> Exercise requirements
Quote all of the data exactly as given. Skip every picture it contains.
------------------------------------------------
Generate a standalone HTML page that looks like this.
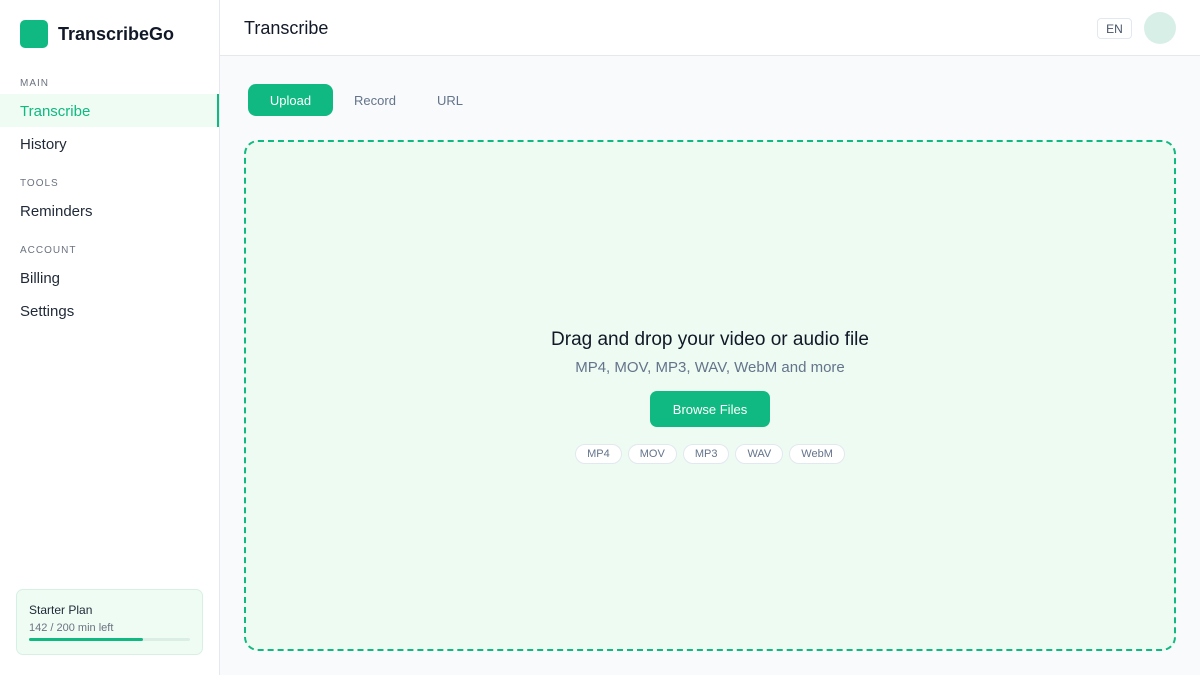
<!DOCTYPE html>
<html><head><style>
*{box-sizing:border-box;margin:0;padding:0}
body{width:1200px;height:675px;font-family:"Liberation Sans",sans-serif;background:#f8fafb;position:relative;overflow:hidden;color:#0f172a}
.sb{position:absolute;left:0;top:0;width:220px;height:675px;background:#fff;border-right:1px solid #e5e9ee}
.logo{position:absolute;left:20px;top:20px;width:28px;height:28px;border-radius:5px;background:#10b981}
.brand{position:absolute;left:58px;top:24px;font-size:18px;font-weight:bold;color:#111827}
.sec{position:absolute;left:20px;font-size:10px;letter-spacing:1px;color:#6b7280}
.it{position:absolute;left:0;width:219px;height:33px;line-height:35px;padding-left:20px;font-size:15px;color:#1f2937}
.it.act{background:#effcf4;color:#10b981;border-right:2px solid #10b981}
.plan{position:absolute;left:16px;top:589px;width:187px;height:66px;border:1px solid #d8f0e4;background:#effcf4;border-radius:7px}
.hd{position:absolute;left:220px;top:0;right:0;height:56px;background:#fff;border-bottom:1px solid #e5e9ee}
.tab{position:absolute;top:84px;height:32px;line-height:33px;font-size:13px;color:#64748b;text-align:center}
.dz{position:absolute;left:244px;top:140px;width:932px;height:511px;border:2px dashed #10b981;border-radius:14px;background:#eefbf2}
.pill{display:inline-block;height:20px;line-height:19px;border:1px solid #e2e8f0;border-radius:10px;background:#fff;font-size:11px;color:#64748b;padding:0 11px;margin:0 3px}
</style></head><body>
<div class="sb">
<div class="logo"></div><div class="brand">TranscribeGo</div>
<div class="sec" style="top:78px">MAIN</div>
<div class="it act" style="top:94px">Transcribe</div>
<div class="it" style="top:127px">History</div>
<div class="sec" style="top:178px">TOOLS</div>
<div class="it" style="top:194px">Reminders</div>
<div class="sec" style="top:245px">ACCOUNT</div>
<div class="it" style="top:261px">Billing</div>
<div class="it" style="top:294px">Settings</div>
<div class="plan">
<div style="position:absolute;left:12px;top:13px;font-size:12px;color:#1f2937">Starter Plan</div>
<div style="position:absolute;left:12px;top:32px;font-size:11px;color:#6b7280">142 / 200 min left</div>
<div style="position:absolute;left:12px;top:48px;width:161px;height:3px;background:#dbeee6;border-radius:2px"><div style="width:114px;height:3px;background:#10b981;border-radius:2px"></div></div>
</div>
</div>
<div class="hd">
<div style="position:absolute;left:24px;top:18px;font-size:18px;color:#111827">Transcribe</div>
<div style="position:absolute;left:877px;top:18px;width:35px;height:21px;border:1px solid #e2e8f0;border-radius:4px;font-size:12px;line-height:20px;text-align:center;color:#475569">EN</div>
<div style="position:absolute;left:924px;top:12px;width:32px;height:32px;border-radius:50%;background:#d8efe8"></div>
</div>
<div class="tab" style="left:248px;width:85px;background:#10b981;color:#fff;border-radius:8px">Upload</div>
<div class="tab" style="left:345px;width:60px">Record</div>
<div class="tab" style="left:430px;width:40px">URL</div>
<div class="dz">
<div style="position:absolute;left:0;right:0;top:187px;text-align:center;font-size:19px;color:#111827">Drag and drop your video or audio file</div>
<div style="position:absolute;left:0;right:0;top:217px;text-align:center;font-size:15px;color:#64748b">MP4, MOV, MP3, WAV, WebM and more</div>
<div style="position:absolute;left:404px;top:249px;width:120px;height:36px;line-height:37px;border-radius:7px;background:#10b981;color:#fff;font-size:13px;text-align:center">Browse Files</div>
<div style="position:absolute;left:0;right:0;top:302px;text-align:center"><span class="pill">MP4</span><span class="pill">MOV</span><span class="pill">MP3</span><span class="pill">WAV</span><span class="pill">WebM</span></div>
</div>
</body></html>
------------------------------------------------
> Finished task
Generate a standalone HTML page that looks like this.
<!DOCTYPE html>
<html><head><style>
*{box-sizing:border-box;margin:0;padding:0}
body{width:1200px;height:675px;font-family:"Liberation Sans",sans-serif;background:#f8fafb;position:relative;overflow:hidden;color:#0f172a}
.sb{position:absolute;left:0;top:0;width:220px;height:675px;background:#fff;border-right:1px solid #e5e9ee}
.logo{position:absolute;left:20px;top:20px;width:28px;height:28px;border-radius:5px;background:#10b981}
.brand{position:absolute;left:58px;top:24px;font-size:18px;font-weight:bold;color:#111827}
.sec{position:absolute;left:20px;font-size:10px;letter-spacing:1px;color:#6b7280}
.it{position:absolute;left:0;width:219px;height:33px;line-height:35px;padding-left:20px;font-size:15px;color:#1f2937}
.it.act{background:#effcf4;color:#10b981;border-right:2px solid #10b981}
.plan{position:absolute;left:16px;top:589px;width:187px;height:66px;border:1px solid #d8f0e4;background:#effcf4;border-radius:7px}
.hd{position:absolute;left:220px;top:0;right:0;height:56px;background:#fff;border-bottom:1px solid #e5e9ee}
.tab{position:absolute;top:84px;height:32px;line-height:33px;font-size:13px;color:#64748b;text-align:center}
.dz{position:absolute;left:244px;top:140px;width:932px;height:511px;border:2px dashed #10b981;border-radius:14px;background:#eefbf2}
.pill{display:inline-block;height:20px;line-height:19px;border:1px solid #e2e8f0;border-radius:10px;background:#fff;font-size:11px;color:#64748b;padding:0 11px;margin:0 3px}
</style></head><body>
<div class="sb">
<div class="logo"></div><div class="brand">TranscribeGo</div>
<div class="sec" style="top:78px">MAIN</div>
<div class="it act" style="top:94px">Transcribe</div>
<div class="it" style="top:127px">History</div>
<div class="sec" style="top:178px">TOOLS</div>
<div class="it" style="top:194px">Reminders</div>
<div class="sec" style="top:245px">ACCOUNT</div>
<div class="it" style="top:261px">Billing</div>
<div class="it" style="top:294px">Settings</div>
<div class="plan">
<div style="position:absolute;left:12px;top:13px;font-size:12px;color:#1f2937">Starter Plan</div>
<div style="position:absolute;left:12px;top:32px;font-size:11px;color:#6b7280">142 / 200 min left</div>
<div style="position:absolute;left:12px;top:48px;width:161px;height:3px;background:#dbeee6;border-radius:2px"><div style="width:114px;height:3px;background:#10b981;border-radius:2px"></div></div>
</div>
</div>
<div class="hd">
<div style="position:absolute;left:24px;top:18px;font-size:18px;color:#111827">Transcribe</div>
<div style="position:absolute;left:877px;top:18px;width:35px;height:21px;border:1px solid #e2e8f0;border-radius:4px;font-size:12px;line-height:20px;text-align:center;color:#475569">EN</div>
<div style="position:absolute;left:924px;top:12px;width:32px;height:32px;border-radius:50%;background:#d8efe8"></div>
</div>
<div class="tab" style="left:248px;width:85px;background:#10b981;color:#fff;border-radius:8px">Upload</div>
<div class="tab" style="left:345px;width:60px">Record</div>
<div class="tab" style="left:430px;width:40px">URL</div>
<div class="dz">
<div style="position:absolute;left:0;right:0;top:187px;text-align:center;font-size:19px;color:#111827">Drag and drop your video or audio file</div>
<div style="position:absolute;left:0;right:0;top:217px;text-align:center;font-size:15px;color:#64748b">MP4, MOV, MP3, WAV, WebM and more</div>
<div style="position:absolute;left:404px;top:249px;width:120px;height:36px;line-height:37px;border-radius:7px;background:#10b981;color:#fff;font-size:13px;text-align:center">Browse Files</div>
<div style="position:absolute;left:0;right:0;top:302px;text-align:center"><span class="pill">MP4</span><span class="pill">MOV</span><span class="pill">MP3</span><span class="pill">WAV</span><span class="pill">WebM</span></div>
</div>
</body></html>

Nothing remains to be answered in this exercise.